Steps/Code to Reproduce
BUG:
from sklearn import datasets
from sklearn.model_selection import GroupKFold
from sklearn.model_selection import KFold
import pandas as pd
iris = datasets.load_iris()
X = pd.DataFrame(iris.data, columns=iris.feature_names)
Y = iris.target
X['fit'] = 0
gkf = GroupKFold(n_splits=10)
for train, test in gkf.split(X, Y, groups=X['petal width (cm)']):
pass
WORKS:
from sklearn import datasets
from sklearn.model_selection import GroupKFold
from sklearn.model_selection import KFold
import pandas as pd
iris = datasets.load_iris()
X = pd.DataFrame(iris.data, columns=iris.feature_names)
Y = iris.target
X['fit_'] = 0
gkf = GroupKFold(n_splits=10)
for train, test in gkf.split(X, Y, groups=X['petal width (cm)']):
pass
Only difference between two code samples is using 'fit' vs 'fit_'
Expected Results
No output, loop should complete silently.
Actual Results
---------------------------------------------------------------------------
TypeError Traceback (most recent call last)
<ipython-input-20-4e085b2f516b> in <module>()

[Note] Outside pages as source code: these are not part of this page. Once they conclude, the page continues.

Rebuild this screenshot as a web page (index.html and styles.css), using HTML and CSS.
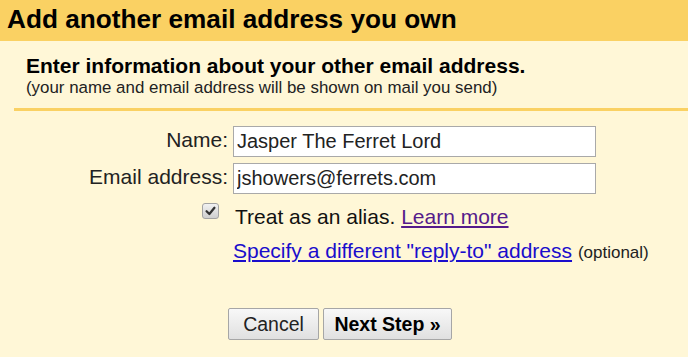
FILE: index.html
```html
<!DOCTYPE html>
<html>
<head>
<meta charset="utf-8">
<link rel="stylesheet" href="styles.css">
</head>
<body>
<div class="header"><h1 class="title">Add another email address you own</h1></div>
<div class="intro">
  <div class="intro-title">Enter information about your other email address.</div>
  <div class="intro-note">(your name and email address will be shown on mail you send)</div>
</div>
<div class="divider"></div>
<div class="form">
  <label class="label" for="n">Name:</label>
  <input class="field" id="n" type="text" value="Jasper The Ferret Lord">
  <label class="label" for="e">Email address:</label>
  <input class="field" id="e" type="text" value="jshowers@ferrets.com">
  <div class="check-cell">
    <span class="checkbox"><svg width="16" height="16" viewBox="0 0 16 16"><path d="M3.8 8.2 L6.8 11.2 L12.2 4.6" fill="none" stroke="#333" stroke-width="2.4" stroke-linecap="round" stroke-linejoin="round"/></svg></span>
  </div>
  <div class="alias">Treat as an alias. <a class="visited" href="#">Learn more</a></div>
  <div></div>
  <div class="reply"><a class="link" href="#">Specify a different "reply-to" address</a> <span class="optional">(optional)</span></div>
</div>
<div class="buttons">
  <button class="btn btn-cancel">Cancel</button>
  <button class="btn btn-next">Next Step »</button>
</div>
</body>
</html>
```
FILE: styles.css
```css
html, body {
  margin: 0;
  padding: 0;
}
body {
  background: #fff7d7;
  font-family: "Liberation Sans", Arial, sans-serif;
  color: #222;
  width: 688px;
  height: 357px;
  overflow: hidden;
}
.header {
  background: #fad163;
  height: 41px;
  padding-left: 7px;
}
.title {
  margin: 0;
  font-size: 26.2px;
  font-weight: bold;
  line-height: 39px;
  color: #000;
}
.intro {
  margin-top: 13px;
  padding-left: 26px;
}
.intro-title {
  font-size: 21px;
  font-weight: bold;
  line-height: 24px;
  color: #000;
}
.intro-note {
  font-size: 16.9px;
  line-height: 20px;
  color: #222;
}
.divider {
  margin: 10px 0 0 14px;
  height: 3px;
  background: #fad163;
}
.form {
  margin-top: 15px;
  display: grid;
  grid-template-columns: 228px 363px;
  column-gap: 5px;
  row-gap: 6px;
  font-size: 21px;
}
.label {
  text-align: right;
  line-height: 27px;
  padding-bottom: 4px;
  color: #222;
  white-space: nowrap;
}
.field {
  box-sizing: border-box;
  height: 31px;
  width: 363px;
  margin: 0;
  border: 1px solid #a9a9a9;
  background: #fff;
  padding: 0 3px;
  font-family: "Liberation Sans", Arial, sans-serif;
  font-size: 20px;
  color: #222;
  outline: none;
}
.check-cell {
  display: flex;
  justify-content: flex-end;
  align-items: flex-start;
  padding-right: 9px;
  margin-top: 3px;
}
.checkbox {
  box-sizing: border-box;
  width: 17px;
  height: 16px;
  border: 1px solid #a3a3a3;
  border-radius: 3px;
  background: linear-gradient(#f2f2f2, #cfcfcf);
  display: flex;
  align-items: center;
  justify-content: center;
}
.checkbox svg {
  display: block;
}
.alias {
  margin-top: 3px;
  line-height: 28px;
  padding-left: 2px;
  white-space: nowrap;
  color: #111;
}
.reply {
  line-height: 28px;
  white-space: nowrap;
}
.visited {
  color: #551a8b;
  text-decoration: underline;
}
.link {
  color: #1a0dcc;
  text-decoration: underline;
}
.optional {
  font-size: 17px;
  color: #222;
}
.buttons {
  display: flex;
  gap: 4px;
  padding-left: 228px;
  margin-top: 41px;
}
.btn {
  box-sizing: border-box;
  height: 32px;
  margin: 0;
  padding: 0;
  border: 1px solid #a6a6a6;
  border-radius: 2px;
  background: linear-gradient(#f8f8f8, #e0e0e0);
  font-family: "Liberation Sans", Arial, sans-serif;
  font-size: 19.5px;
  color: #222;
  text-align: center;
}
.btn-cancel {
  width: 91px;
}
.btn-next {
  width: 129px;
  font-weight: bold;
  color: #000;
}
```
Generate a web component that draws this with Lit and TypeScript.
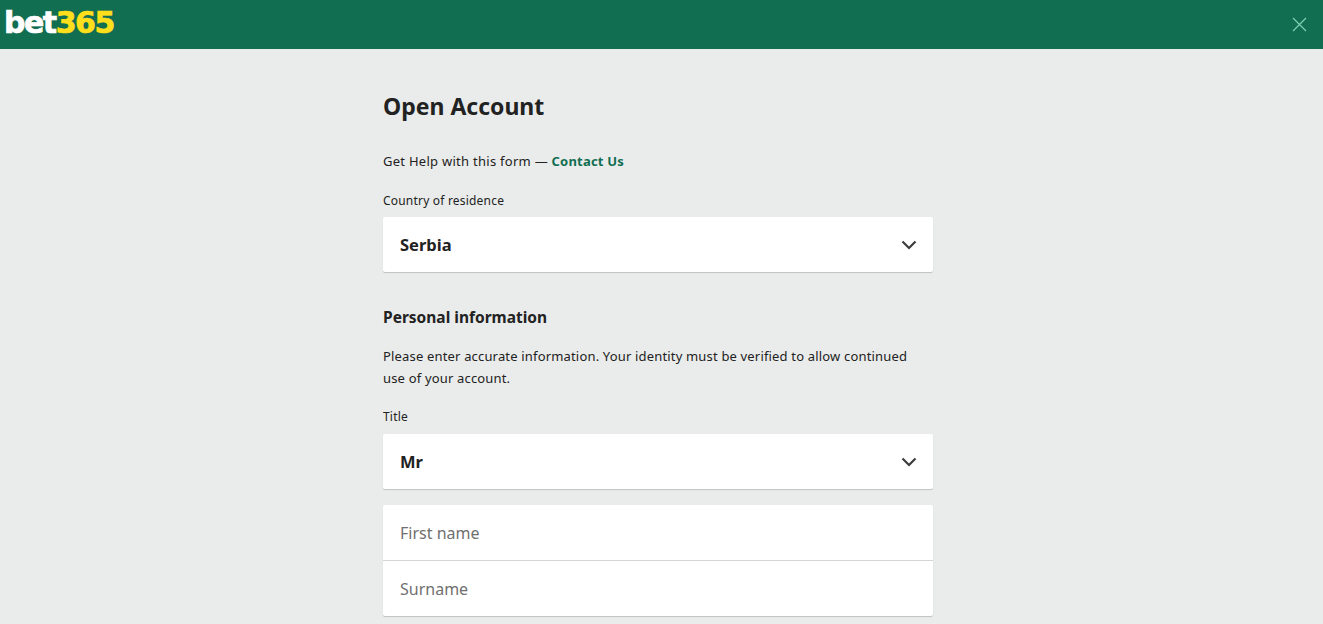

13 gkf = GroupKFold(n_splits=10)
14
---> 15 for train, test in gkf.split(X, Y, groups=X['petal width (cm)']):
16 pass
AppData\Local\Continuum\Anaconda2\lib\site-packages\sklearn\model_selection\_split.pyc in split(self, X, y, groups)
312 The testing set indices for that split.
313 """
--> 314 X, y, groups = indexable(X, y, groups)
315 n_samples = _num_samples(X)
316 if self.n_splits > n_samples:
AppData\Local\Continuum\Anaconda2\lib\site-packages\sklearn\utils\validation.pyc in indexable(*iterables)
204 else:
205 result.append(np.array(X))
--> 206 check_consistent_length(*result)
207 return result
208
AppData\Local\Continuum\Anaconda2\lib\site-packages\sklearn\utils\validation.pyc in check_consistent_length(*arrays)
175 """
176
--> 177 lengths = [_num_samples(X) for X in arrays if X is not None]
178 uniques = np.unique(lengths)
179 if len(uniques) > 1:
AppData\Local\Continuum\Anaconda2\lib\site-packages\sklearn\utils\validation.pyc in _num_samples(x)
114 # Don't get num_samples from an ensembles length!
115 raise TypeError('Expected sequence or array-like, got '
--> 116 'estimator %s' % x)
117 if not hasattr(x, '__len__') and not hasattr(x, 'shape'):
118 if hasattr(x, '__array__'):
TypeError: Expected sequence or array-like, got estimator sepal length (cm) sepal width (cm) petal length (cm) petal width (cm) \
Versions
Windows-10-10.0.14393
('Python', '2.7.12 |Anaconda custom (64-bit)| (default, Jun 29 2016, 11:07:13) [MSC v.1500 64 bit (AMD64)]')
('NumPy', '1.11.1')
('SciPy', '0.18.1')
('Scikit-Learn', '0.18.1')